Copy all the entries word for word, but omit the pictures.

------------------------------------------------------------------------

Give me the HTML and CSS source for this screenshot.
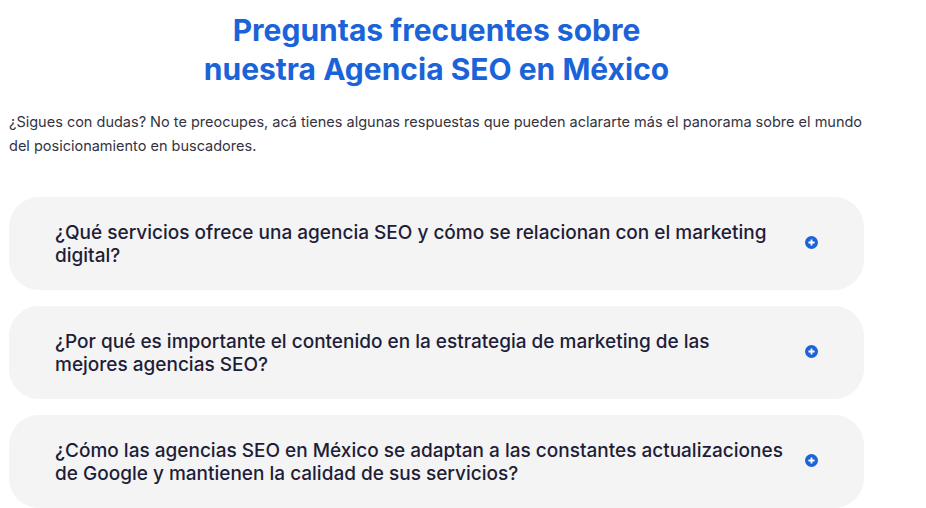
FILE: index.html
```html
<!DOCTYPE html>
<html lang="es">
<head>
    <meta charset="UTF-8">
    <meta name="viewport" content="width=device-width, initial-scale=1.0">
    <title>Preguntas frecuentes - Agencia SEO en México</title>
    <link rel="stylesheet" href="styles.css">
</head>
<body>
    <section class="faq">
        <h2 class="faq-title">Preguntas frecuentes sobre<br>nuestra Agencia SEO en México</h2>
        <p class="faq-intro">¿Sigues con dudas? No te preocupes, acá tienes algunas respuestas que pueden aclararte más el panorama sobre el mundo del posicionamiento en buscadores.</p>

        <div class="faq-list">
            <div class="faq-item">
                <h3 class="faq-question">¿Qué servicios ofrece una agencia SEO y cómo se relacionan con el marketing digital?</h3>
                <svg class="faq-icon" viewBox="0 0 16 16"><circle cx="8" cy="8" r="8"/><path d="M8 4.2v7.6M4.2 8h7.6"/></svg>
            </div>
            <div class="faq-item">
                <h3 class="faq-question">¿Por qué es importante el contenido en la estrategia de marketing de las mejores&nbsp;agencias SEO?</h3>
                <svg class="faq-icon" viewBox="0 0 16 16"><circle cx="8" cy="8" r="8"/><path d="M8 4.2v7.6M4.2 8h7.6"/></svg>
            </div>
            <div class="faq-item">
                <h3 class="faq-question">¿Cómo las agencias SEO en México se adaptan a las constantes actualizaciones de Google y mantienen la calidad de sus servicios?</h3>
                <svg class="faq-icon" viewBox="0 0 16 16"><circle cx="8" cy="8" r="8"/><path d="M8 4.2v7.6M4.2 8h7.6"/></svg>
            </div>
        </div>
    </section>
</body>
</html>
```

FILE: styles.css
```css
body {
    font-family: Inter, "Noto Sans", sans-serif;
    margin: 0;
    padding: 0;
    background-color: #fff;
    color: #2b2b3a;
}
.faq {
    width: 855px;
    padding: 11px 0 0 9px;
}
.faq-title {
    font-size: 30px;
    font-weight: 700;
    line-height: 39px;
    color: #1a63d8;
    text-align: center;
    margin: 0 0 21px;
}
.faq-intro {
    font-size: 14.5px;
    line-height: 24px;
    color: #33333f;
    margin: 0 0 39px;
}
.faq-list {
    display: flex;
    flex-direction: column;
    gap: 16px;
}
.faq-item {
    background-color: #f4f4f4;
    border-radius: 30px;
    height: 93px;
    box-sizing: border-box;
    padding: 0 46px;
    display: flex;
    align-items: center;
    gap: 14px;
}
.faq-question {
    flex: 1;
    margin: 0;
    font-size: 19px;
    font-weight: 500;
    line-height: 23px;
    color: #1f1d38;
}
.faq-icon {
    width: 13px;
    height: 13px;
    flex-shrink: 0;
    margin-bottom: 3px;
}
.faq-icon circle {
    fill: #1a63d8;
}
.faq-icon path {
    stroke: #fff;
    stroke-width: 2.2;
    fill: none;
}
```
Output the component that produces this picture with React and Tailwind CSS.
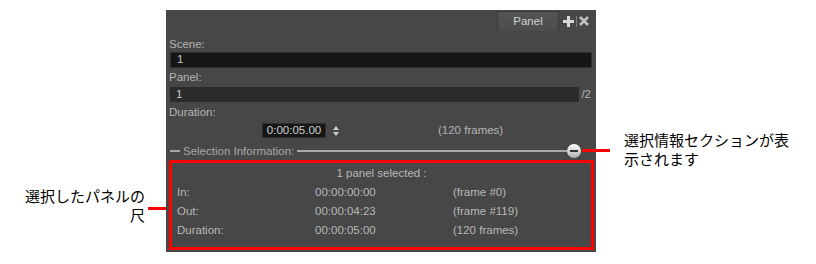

------------------------------------------------------------------------

REPLY:
Give me the HTML and CSS source for this screenshot.
FILE: index.html
```html
<!DOCTYPE html>
<html lang="es">
<head>
    <meta charset="UTF-8">
    <meta name="viewport" content="width=device-width, initial-scale=1.0">
    <title>Preguntas frecuentes - Agencia SEO en México</title>
    <link rel="stylesheet" href="styles.css">
</head>
<body>
    <section class="faq">
        <h2 class="faq-title">Preguntas frecuentes sobre<br>nuestra Agencia SEO en México</h2>
        <p class="faq-intro">¿Sigues con dudas? No te preocupes, acá tienes algunas respuestas que pueden aclararte más el panorama sobre el mundo del posicionamiento en buscadores.</p>

        <div class="faq-list">
            <div class="faq-item">
                <h3 class="faq-question">¿Qué servicios ofrece una agencia SEO y cómo se relacionan con el marketing digital?</h3>
                <svg class="faq-icon" viewBox="0 0 16 16"><circle cx="8" cy="8" r="8"/><path d="M8 4.2v7.6M4.2 8h7.6"/></svg>
            </div>
            <div class="faq-item">
                <h3 class="faq-question">¿Por qué es importante el contenido en la estrategia de marketing de las mejores&nbsp;agencias SEO?</h3>
                <svg class="faq-icon" viewBox="0 0 16 16"><circle cx="8" cy="8" r="8"/><path d="M8 4.2v7.6M4.2 8h7.6"/></svg>
            </div>
            <div class="faq-item">
                <h3 class="faq-question">¿Cómo las agencias SEO en México se adaptan a las constantes actualizaciones de Google y mantienen la calidad de sus servicios?</h3>
                <svg class="faq-icon" viewBox="0 0 16 16"><circle cx="8" cy="8" r="8"/><path d="M8 4.2v7.6M4.2 8h7.6"/></svg>
            </div>
        </div>
    </section>
</body>
</html>
```

FILE: styles.css
```css
body {
    font-family: Inter, "Noto Sans", sans-serif;
    margin: 0;
    padding: 0;
    background-color: #fff;
    color: #2b2b3a;
}
.faq {
    width: 855px;
    padding: 11px 0 0 9px;
}
.faq-title {
    font-size: 30px;
    font-weight: 700;
    line-height: 39px;
    color: #1a63d8;
    text-align: center;
    margin: 0 0 21px;
}
.faq-intro {
    font-size: 14.5px;
    line-height: 24px;
    color: #33333f;
    margin: 0 0 39px;
}
.faq-list {
    display: flex;
    flex-direction: column;
    gap: 16px;
}
.faq-item {
    background-color: #f4f4f4;
    border-radius: 30px;
    height: 93px;
    box-sizing: border-box;
    padding: 0 46px;
    display: flex;
    align-items: center;
    gap: 14px;
}
.faq-question {
    flex: 1;
    margin: 0;
    font-size: 19px;
    font-weight: 500;
    line-height: 23px;
    color: #1f1d38;
}
.faq-icon {
    width: 13px;
    height: 13px;
    flex-shrink: 0;
    margin-bottom: 3px;
}
.faq-icon circle {
    fill: #1a63d8;
}
.faq-icon path {
    stroke: #fff;
    stroke-width: 2.2;
    fill: none;
}
```
Output the component that produces this picture with React and Tailwind CSS.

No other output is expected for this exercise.